It's been frustrating hardcore academics for decades, but popular history is on the rise and it's here to stay. Best of all, it's making a real difference.
Simply defined, popular history is just that, 'popular.' By targeting a mass audience, often as a commercial enterprise, it tends to be entertainment-orientated and thus lacks much of the theoretical and historiographical obsession that characterises academic history. It is history from the point of view of a consumer and if used effectively can be extremely powerful in generating contemporaneous change.
Though examples of popular history range from magazines such as History Today right through to the work of the National Trust, it is the film industry that has recently encapsulated the imaginations of thousands of ordinary people.
It's rare for a piece of entertainment to inspire as much change as 'Philomena', the emotional story of an Irish woman's 50-year search for the son she was forced to give up for adoption. Based on the non-fiction book 'The Lost Child of Philomena Lee' by journalist Martin Sixsmith, the film won best adapted screenplay at the Baftas and has been nominated for four Oscars, including best picture. Yet despite its success as a piece of entertainment boasting a star-studded cast, including the likes of Steve Coogan and Dame Judi Dench, it's the film's historical context that's got people talking.
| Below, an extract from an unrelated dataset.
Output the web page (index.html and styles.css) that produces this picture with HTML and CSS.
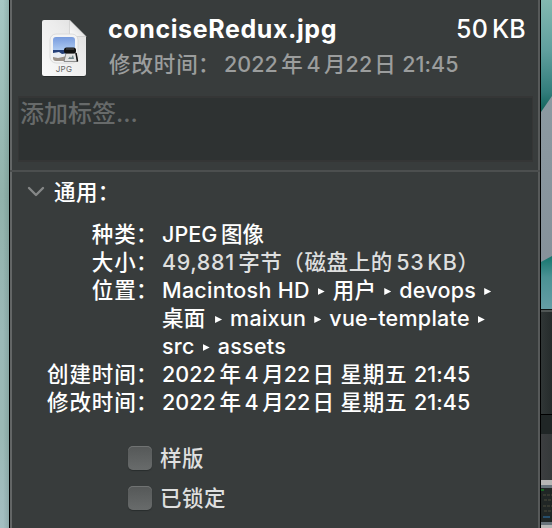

In fact, in his acceptance speech at the Baftas, Coogan praised the "real Philomena Lee", adding that "her story has been told... she has been heard but there are 60,000 other women who have yet to trace their children, and their story isn't over".
Quite right. The film has demonstrated the remarkable potential popular history can have. It has reaffirmed old burns in recent Irish history, questioning the state's policy of taking children away from unmarried mothers during the 1950s and 1960s, when pressure from the influential Archbishop John Charles McQuaid and the Catholic Church led to increasing social disapproval towards those who became pregnant outside marriage. This pressure manifested itself into the sending of pregnant women to mother-and-baby homes run by religious institutions, with children subsequently being taken into care.
In defence of this policy in 1974 the then justice minister, Paddy Cooney, at the first Irish Adoption Workers' Conference insisted "we are all agreed that the consensus opinion in our society is to the effect that adoption is better for the illegitimate baby than to be cared for by its mother." Was he right? Statistically speaking, yes. In 1967 adoption rates among unmarried mothers peaked at an astounding 97% and did not fall below 60% at any point between 1962 and 1974.
Yet the reaction since the film's release tells a very different story. 'Philomena' has not only raised concerns over the actions of both the Irish state and the church during this period, but has encouraged Philomena Lee, the lady upon whom the film is based, to launch a campaign to help reunite families separated by these adoption policies. Mrs Lee has called for the release of more than 60,000 adoption files held by the Irish State, churches and private agencies, which contain crucial information on the identities of parents and children affected by adoption. 'The Philomena Project' has enjoyed high profile support from Irish President Michael D Higgins and the Adoption Rights Alliance, whose mission statement is "to campaign for equal human and civil rights for those affected by Ireland's closed, secret adoption system."
The campaign has the firm backing of actor Steve Coogan
Speaking about her campaign, launched last month, Mrs Lee said: "It is my hope that this effort will help us find solutions that ensure every mother and child who wants to be reunited are able to come together once again."
Since the film's release, Ireland's Adoption Authority has seen a roughly 200% increase in people applying to join the National Adoption Contact Preference Register, whilst the Adoption Rights Alliance has reported a threefold increase since the film's release in calls from children who were adopted. Many of these inquiries specifically state that they have been prompted to get in touch after seeing the movie and/or being inspired by the increasing media coverage since the film's release last November. And it is precisely this which showcases the powerful potential of popular history in making a real difference to thousands of people.
The problem is that current Irish policy does not allow 'adoptees' and natural parents access to copies of material held in their files. By comparison, such rights have been granted in Scotland since 1930, and in England and Wales since 1976, for anyone aged 18 and over.
So far the Irish Government has not enacted legislation allowing the 60,000-plus adoption files to be made available to those seeking their natural mother or child. It points to the Supreme Court's ruling that a birth mother has a Constitutional right to privacy, but has conceded that new tracing and information legislation is forthcoming.
At the very least it's a start. And one which highlights the power of popular history.